GIVEN REQUEST:
In the material below, identify each line bearing the word "full". Reproduce those lines.
---------- DATA FOR THIS TASK
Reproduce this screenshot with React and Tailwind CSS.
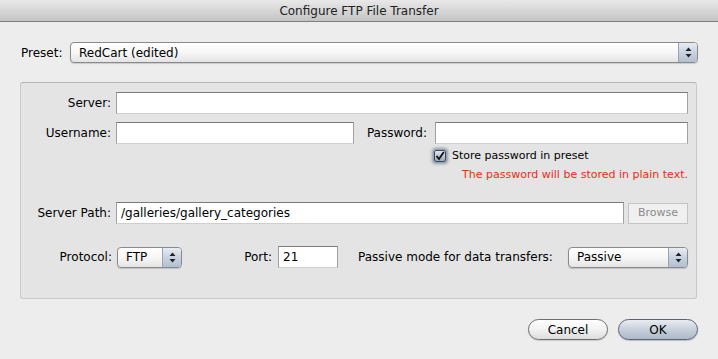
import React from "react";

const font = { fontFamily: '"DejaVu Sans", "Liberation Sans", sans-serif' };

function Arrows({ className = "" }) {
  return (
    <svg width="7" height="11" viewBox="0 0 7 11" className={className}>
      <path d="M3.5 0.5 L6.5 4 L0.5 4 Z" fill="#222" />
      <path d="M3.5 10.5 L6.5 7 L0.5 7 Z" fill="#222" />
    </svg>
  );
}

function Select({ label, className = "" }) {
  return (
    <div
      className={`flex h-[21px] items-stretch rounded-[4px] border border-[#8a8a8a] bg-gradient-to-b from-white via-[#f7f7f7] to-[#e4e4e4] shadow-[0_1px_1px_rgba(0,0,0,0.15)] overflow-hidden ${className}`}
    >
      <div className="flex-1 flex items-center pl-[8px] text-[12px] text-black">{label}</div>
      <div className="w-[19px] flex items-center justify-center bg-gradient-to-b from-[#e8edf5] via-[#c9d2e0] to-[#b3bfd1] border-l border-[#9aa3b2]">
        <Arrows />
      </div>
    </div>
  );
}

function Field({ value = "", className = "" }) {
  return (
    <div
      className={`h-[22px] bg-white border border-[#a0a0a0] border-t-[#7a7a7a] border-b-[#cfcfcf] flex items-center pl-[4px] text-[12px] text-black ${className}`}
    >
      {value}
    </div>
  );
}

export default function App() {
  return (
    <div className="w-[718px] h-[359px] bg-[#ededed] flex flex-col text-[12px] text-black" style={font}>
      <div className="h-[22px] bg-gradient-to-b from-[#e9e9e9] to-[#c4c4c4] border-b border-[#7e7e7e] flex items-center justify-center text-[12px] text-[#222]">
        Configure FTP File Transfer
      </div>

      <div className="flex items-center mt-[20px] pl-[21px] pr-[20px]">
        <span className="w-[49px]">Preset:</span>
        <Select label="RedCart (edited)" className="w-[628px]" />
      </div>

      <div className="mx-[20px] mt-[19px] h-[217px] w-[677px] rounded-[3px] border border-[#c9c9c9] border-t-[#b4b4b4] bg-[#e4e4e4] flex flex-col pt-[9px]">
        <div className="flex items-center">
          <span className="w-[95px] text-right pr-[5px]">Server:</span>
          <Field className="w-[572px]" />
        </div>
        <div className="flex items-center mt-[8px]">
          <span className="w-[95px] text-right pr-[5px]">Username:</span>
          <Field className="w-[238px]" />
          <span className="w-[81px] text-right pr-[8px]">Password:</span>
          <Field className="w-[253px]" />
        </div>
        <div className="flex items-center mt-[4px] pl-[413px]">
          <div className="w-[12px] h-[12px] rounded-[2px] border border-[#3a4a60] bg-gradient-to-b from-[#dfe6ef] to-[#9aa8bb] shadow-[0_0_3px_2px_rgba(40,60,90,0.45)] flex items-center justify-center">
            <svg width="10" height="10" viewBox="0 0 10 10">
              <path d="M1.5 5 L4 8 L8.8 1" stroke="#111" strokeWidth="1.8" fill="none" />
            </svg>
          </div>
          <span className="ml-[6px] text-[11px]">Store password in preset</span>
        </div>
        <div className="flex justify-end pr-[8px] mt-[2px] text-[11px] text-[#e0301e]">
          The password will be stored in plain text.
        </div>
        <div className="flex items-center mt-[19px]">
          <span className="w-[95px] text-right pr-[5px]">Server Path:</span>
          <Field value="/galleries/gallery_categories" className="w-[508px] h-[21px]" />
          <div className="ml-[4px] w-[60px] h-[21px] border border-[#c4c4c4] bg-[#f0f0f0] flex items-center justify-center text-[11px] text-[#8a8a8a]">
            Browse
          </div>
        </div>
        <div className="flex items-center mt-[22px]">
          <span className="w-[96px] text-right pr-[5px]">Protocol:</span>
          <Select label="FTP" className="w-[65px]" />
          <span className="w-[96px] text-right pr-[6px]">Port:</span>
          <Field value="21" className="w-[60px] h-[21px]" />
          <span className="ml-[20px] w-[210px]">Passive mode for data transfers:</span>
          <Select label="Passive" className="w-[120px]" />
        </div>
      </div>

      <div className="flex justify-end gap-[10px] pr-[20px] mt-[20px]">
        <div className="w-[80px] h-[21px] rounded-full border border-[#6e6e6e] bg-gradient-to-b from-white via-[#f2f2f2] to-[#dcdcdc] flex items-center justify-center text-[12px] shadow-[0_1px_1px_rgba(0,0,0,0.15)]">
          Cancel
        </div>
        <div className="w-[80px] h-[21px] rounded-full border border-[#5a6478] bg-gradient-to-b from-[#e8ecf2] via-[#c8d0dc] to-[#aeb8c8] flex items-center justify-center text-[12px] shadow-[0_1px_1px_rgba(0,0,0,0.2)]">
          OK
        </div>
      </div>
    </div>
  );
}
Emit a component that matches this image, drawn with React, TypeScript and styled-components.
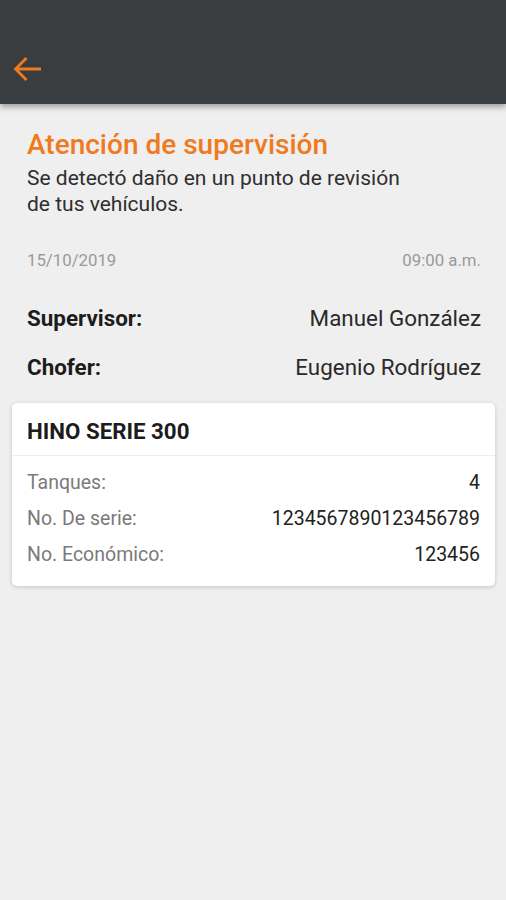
--------------------
---------- DATA FOR THIS TASK
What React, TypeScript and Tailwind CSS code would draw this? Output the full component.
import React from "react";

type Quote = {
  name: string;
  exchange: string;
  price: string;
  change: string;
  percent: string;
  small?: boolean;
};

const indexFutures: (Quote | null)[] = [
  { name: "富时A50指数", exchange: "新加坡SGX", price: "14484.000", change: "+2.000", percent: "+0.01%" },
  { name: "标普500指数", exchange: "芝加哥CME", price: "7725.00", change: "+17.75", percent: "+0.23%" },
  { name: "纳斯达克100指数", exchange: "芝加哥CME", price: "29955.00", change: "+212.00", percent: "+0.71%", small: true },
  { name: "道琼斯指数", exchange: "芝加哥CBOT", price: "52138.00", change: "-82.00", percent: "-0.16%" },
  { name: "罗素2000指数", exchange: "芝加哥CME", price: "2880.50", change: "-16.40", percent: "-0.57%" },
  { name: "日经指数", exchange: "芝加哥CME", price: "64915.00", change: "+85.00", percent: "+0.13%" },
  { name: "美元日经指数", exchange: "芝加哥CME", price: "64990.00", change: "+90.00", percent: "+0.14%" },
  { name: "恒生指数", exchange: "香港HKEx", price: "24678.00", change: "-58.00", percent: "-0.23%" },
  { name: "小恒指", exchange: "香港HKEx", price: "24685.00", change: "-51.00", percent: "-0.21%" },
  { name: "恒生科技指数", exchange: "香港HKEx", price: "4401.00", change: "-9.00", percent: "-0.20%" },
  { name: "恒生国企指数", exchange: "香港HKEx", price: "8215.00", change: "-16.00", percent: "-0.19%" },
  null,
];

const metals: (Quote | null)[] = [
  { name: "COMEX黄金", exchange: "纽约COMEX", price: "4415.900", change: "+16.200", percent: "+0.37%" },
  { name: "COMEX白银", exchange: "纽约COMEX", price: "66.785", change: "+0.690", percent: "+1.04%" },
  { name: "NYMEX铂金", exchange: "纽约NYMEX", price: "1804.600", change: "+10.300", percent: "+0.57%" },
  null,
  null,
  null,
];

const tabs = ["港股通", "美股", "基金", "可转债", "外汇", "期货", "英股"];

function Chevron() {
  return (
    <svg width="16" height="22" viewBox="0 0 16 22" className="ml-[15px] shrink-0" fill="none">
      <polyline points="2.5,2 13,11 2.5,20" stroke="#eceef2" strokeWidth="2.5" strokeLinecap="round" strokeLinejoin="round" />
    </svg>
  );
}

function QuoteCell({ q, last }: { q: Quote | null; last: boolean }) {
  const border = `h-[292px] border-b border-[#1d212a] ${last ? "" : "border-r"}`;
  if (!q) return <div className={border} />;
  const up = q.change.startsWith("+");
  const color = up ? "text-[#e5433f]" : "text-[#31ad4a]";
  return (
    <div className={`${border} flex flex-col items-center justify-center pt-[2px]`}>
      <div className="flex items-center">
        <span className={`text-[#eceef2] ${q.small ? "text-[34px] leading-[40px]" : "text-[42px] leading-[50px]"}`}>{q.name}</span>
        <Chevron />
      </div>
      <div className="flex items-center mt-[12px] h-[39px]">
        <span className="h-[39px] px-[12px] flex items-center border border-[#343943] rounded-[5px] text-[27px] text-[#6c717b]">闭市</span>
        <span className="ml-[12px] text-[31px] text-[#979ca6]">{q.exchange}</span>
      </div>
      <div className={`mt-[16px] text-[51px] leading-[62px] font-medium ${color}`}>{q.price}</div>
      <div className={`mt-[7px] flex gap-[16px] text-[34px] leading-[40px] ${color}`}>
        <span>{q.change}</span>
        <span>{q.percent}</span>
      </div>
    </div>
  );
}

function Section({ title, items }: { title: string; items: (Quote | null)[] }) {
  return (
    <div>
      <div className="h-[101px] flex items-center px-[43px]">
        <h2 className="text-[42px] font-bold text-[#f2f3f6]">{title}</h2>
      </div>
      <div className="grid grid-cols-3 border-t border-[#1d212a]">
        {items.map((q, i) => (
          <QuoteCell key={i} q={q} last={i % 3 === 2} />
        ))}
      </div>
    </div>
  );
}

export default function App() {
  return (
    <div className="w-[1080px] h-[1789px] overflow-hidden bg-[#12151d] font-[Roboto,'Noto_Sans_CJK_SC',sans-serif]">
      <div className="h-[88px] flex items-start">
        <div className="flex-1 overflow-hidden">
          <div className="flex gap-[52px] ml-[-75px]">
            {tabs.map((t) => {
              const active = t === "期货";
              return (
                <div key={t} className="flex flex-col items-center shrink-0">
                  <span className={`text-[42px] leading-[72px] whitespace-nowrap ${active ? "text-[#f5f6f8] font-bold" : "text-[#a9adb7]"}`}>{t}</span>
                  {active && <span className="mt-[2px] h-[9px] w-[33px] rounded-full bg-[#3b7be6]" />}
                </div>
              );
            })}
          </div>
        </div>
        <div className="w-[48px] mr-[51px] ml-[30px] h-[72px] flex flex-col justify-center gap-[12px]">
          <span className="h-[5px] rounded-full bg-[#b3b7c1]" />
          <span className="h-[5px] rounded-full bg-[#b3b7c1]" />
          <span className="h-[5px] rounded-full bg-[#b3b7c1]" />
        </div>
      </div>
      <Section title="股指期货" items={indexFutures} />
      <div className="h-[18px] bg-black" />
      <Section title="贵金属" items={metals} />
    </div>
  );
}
--------------------
EXERCISE ANSWER:
        <div className="w-[80px] h-[21px] rounded-full border border-[#6e6e6e] bg-gradient-to-b from-white via-[#f2f2f2] to-[#dcdcdc] flex items-center justify-center text-[12px] shadow-[0_1px_1px_rgba(0,0,0,0.15)]">
        <div className="w-[80px] h-[21px] rounded-full border border-[#5a6478] bg-gradient-to-b from-[#e8ecf2] via-[#c8d0dc] to-[#aeb8c8] flex items-center justify-center text-[12px] shadow-[0_1px_1px_rgba(0,0,0,0.2)]">
What React, TypeScript and Tailwind CSS code would draw this? Output the full component.
                  {active && <span className="mt-[2px] h-[9px] w-[33px] rounded-full bg-[#3b7be6]" />}
          <span className="h-[5px] rounded-full bg-[#b3b7c1]" />
          <span className="h-[5px] rounded-full bg-[#b3b7c1]" />
          <span className="h-[5px] rounded-full bg-[#b3b7c1]" />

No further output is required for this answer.